Friday: Strength training as of Tuesday
Saturday: Endurance training. This will consist of 4 x 4 min interval running at 90-95% of maximum heart rate with 3 minutes of active recovery between sets.
Sunday: Rest day with 15min of flexibility training.
One of the key elements during this phase is to increase aerobic endurance. In contrast to typical beliefs, that in order to improve endurance capacity an athlete should perform steady state continuous exercise for at least 40 min (Corbin et al., 2006), current theory suggests that high-intensity bouts of exercise has a greater effect on maximal oxygen uptake (Helgerud et al., 2007). Cardiorespiratory endurance is one of the fundamental components of physical fitness. Accumulation of lactic acid resulting in fatigue means that anaerobic metabolism cannot contribute to the significant level of energy expended during a game of basketball.

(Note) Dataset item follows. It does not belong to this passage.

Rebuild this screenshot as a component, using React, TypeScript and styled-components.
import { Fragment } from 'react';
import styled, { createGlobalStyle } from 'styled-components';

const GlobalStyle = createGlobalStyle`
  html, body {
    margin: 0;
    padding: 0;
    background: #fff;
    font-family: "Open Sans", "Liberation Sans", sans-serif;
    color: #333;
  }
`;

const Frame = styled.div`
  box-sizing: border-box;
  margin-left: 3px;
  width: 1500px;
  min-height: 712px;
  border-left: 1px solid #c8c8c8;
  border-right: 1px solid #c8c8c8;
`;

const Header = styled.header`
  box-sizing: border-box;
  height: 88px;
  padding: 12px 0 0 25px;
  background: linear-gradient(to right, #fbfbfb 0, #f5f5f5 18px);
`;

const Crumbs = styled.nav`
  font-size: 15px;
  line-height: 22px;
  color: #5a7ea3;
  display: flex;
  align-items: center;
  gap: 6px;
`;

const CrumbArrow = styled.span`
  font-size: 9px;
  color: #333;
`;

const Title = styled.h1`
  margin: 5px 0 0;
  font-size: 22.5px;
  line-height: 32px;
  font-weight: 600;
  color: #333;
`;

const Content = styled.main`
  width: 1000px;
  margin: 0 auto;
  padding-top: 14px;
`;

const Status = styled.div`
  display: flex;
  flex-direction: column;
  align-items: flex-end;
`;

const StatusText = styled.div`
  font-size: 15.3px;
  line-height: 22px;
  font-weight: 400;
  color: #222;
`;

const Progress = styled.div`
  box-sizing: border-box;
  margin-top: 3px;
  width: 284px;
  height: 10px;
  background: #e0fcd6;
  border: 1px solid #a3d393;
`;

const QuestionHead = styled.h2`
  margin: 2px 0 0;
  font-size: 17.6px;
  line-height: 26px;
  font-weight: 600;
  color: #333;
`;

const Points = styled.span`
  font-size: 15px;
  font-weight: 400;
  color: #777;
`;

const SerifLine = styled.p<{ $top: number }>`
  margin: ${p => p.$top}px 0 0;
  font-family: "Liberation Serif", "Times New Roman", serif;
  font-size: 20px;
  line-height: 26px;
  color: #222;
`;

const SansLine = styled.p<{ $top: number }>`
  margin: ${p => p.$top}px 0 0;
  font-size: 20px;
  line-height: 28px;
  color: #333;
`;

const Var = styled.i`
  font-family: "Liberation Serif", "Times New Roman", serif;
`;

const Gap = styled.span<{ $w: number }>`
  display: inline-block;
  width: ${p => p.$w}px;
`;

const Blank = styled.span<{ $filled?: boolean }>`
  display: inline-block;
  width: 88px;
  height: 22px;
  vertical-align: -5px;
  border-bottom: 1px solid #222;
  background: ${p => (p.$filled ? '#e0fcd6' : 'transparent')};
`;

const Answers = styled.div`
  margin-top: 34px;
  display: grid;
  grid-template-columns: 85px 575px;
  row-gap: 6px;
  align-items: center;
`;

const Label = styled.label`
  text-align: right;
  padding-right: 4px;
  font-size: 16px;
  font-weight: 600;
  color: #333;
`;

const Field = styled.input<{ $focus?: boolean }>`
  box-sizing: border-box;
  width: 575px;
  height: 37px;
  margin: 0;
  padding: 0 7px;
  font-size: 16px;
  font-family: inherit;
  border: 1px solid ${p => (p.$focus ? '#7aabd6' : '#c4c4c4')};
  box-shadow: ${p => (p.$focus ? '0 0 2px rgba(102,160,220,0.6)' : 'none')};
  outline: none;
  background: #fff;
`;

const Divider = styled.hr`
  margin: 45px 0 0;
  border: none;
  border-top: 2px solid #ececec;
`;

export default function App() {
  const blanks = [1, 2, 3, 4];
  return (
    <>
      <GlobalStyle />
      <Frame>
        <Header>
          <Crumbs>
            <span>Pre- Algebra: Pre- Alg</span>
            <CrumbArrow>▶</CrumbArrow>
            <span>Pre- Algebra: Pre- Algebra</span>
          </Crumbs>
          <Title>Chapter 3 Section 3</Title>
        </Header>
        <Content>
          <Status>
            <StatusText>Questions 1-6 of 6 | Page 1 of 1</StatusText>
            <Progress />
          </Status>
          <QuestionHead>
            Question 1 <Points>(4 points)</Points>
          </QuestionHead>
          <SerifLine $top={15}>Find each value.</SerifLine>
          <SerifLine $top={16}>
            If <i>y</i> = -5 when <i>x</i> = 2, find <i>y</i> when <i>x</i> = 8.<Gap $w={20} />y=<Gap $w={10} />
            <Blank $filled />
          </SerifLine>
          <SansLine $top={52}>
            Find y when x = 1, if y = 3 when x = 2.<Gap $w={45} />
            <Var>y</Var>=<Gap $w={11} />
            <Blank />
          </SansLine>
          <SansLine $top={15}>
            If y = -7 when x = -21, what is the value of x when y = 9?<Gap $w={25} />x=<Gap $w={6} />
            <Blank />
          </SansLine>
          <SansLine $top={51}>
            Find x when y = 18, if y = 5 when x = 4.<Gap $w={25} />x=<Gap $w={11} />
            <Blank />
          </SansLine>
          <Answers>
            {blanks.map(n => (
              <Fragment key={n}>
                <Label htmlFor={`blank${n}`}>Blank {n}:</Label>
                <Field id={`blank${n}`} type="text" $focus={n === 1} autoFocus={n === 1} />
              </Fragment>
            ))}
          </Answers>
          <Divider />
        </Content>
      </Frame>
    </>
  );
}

This microcycle incorporates two strength sessions. These have been placed two days apart to account for the type of recovery required. Each fitness component is dependent on a particular energy system and in the case of strength training it is predominantly the glycogen system. As such it takes 24 to 48 hours to recover. The rate of recovery from predominantly aerobic work is eight hours (Bompa and Carrera, 1999). If Louise requires an extra rest day or study time, she should perform strength training sessions on the same day as tactical and technical or speed sessions so purely the glycogen stores are taxed all on the same day. This will result in depletion of glycogen stores but the overall training cycle will not be compromised.

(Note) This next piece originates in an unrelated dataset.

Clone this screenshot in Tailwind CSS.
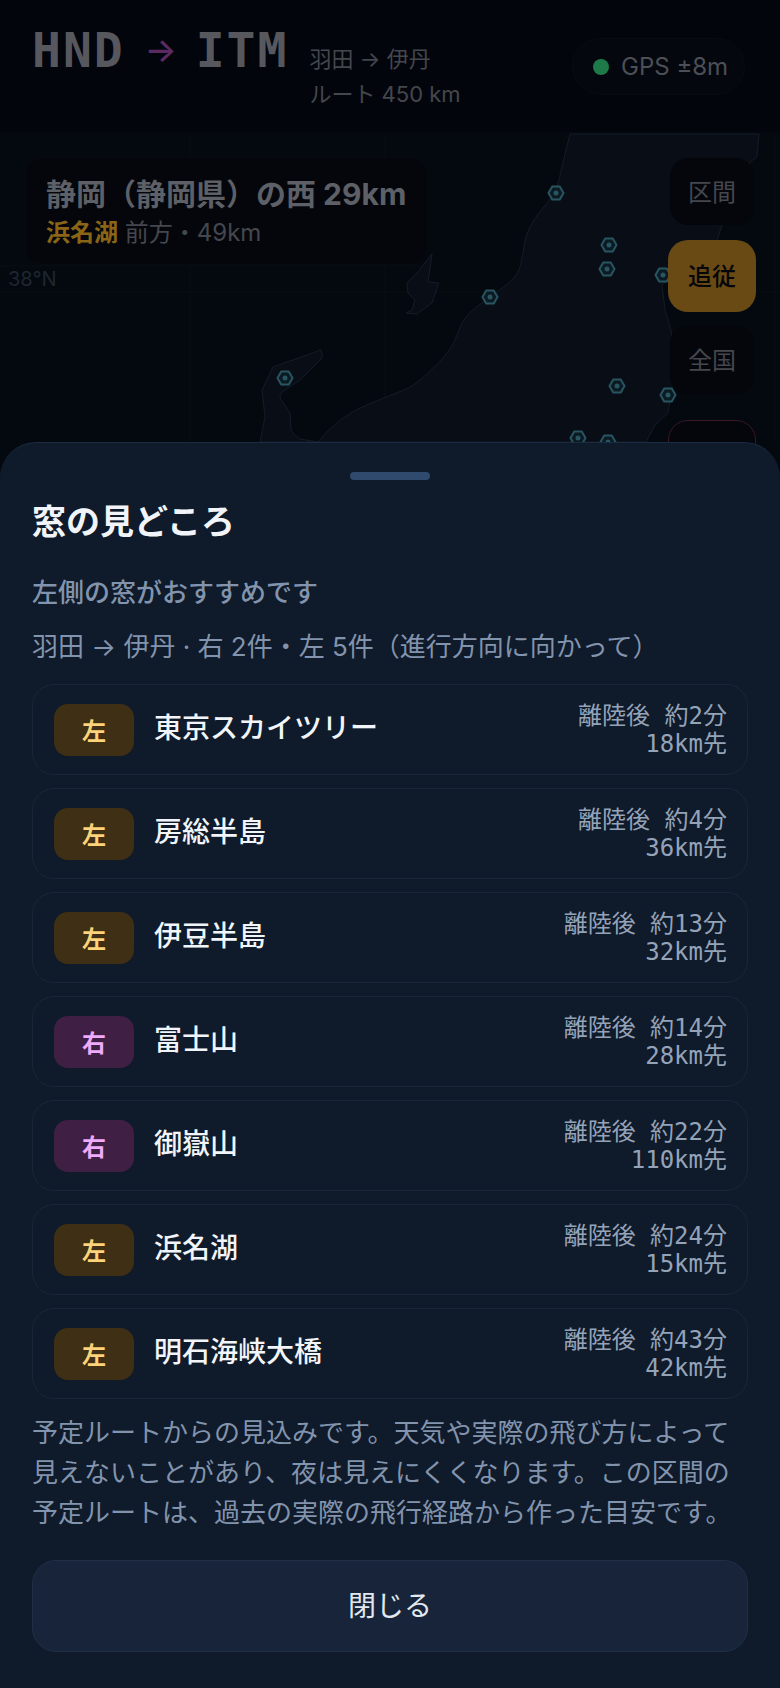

During this training phase it is imperative that Louise has adequate rest time to allow for recovery. As such, it is far better to have two training sessions on one day to allow for a full days recovery. It should also be noted that a carbohydrate rich diet should be consumed during this phase (Wilmore and Costill, 1994).
There is evidence to suggest that a four day microcycle is the best to bring about adaptive responses (Paish, 1991), however due to the Manchester Mystics weekly training sessions and matches this is not feasible in this case.